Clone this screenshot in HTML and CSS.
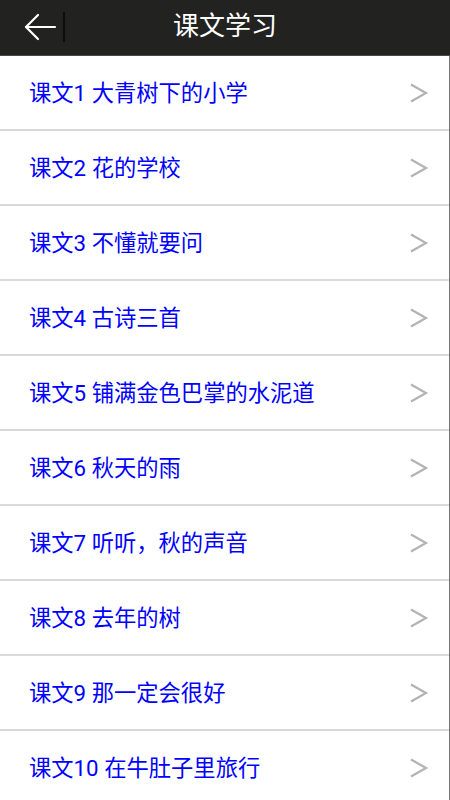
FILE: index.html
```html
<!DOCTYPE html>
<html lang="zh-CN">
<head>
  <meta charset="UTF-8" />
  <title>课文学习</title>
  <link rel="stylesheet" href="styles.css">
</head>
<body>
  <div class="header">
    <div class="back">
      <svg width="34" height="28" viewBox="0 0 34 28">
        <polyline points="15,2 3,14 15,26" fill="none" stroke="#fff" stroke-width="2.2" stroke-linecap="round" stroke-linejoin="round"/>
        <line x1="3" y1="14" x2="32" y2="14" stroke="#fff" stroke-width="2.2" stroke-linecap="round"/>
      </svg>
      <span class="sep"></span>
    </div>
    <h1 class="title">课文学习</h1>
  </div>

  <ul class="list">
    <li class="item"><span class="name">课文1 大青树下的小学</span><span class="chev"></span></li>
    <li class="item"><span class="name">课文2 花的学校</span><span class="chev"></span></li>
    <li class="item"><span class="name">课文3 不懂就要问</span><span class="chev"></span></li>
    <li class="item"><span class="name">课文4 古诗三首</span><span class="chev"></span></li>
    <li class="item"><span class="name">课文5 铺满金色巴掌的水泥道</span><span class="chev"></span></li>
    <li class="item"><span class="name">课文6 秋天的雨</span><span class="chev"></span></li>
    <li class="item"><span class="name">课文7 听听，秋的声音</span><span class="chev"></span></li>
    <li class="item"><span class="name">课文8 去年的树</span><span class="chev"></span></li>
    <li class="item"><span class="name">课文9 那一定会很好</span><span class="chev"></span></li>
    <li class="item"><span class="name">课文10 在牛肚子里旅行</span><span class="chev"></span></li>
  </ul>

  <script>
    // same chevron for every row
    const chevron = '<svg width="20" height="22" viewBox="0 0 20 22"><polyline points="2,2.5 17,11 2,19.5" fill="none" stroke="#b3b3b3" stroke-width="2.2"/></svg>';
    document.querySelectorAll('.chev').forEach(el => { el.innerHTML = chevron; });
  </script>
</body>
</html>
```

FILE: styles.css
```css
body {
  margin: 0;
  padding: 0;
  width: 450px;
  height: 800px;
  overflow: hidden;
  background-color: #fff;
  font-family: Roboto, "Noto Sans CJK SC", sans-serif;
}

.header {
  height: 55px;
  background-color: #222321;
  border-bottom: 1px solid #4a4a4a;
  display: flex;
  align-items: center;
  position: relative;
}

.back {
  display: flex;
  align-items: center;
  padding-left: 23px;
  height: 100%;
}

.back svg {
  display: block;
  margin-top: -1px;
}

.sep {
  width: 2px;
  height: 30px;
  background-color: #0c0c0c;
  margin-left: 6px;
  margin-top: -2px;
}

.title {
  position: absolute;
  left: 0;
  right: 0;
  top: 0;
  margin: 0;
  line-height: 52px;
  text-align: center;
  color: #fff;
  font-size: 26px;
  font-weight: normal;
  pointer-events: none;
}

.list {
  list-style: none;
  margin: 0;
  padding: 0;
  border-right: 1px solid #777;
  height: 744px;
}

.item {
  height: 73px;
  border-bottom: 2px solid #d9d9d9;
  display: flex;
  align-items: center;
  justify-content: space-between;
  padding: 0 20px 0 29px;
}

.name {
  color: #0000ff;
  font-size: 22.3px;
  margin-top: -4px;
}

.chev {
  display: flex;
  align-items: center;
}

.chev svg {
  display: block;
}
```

--

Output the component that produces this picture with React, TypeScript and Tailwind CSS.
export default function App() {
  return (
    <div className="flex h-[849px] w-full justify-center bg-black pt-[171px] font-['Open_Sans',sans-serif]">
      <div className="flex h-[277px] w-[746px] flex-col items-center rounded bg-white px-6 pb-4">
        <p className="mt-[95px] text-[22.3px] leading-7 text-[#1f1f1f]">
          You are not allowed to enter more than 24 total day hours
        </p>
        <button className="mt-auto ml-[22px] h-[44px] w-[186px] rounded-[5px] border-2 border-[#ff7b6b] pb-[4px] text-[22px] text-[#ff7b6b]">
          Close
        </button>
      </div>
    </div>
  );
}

PROBLEM TO SOLVE
Reply with the number of lines in the material above that contain "this", and nothing more.

REPLY
2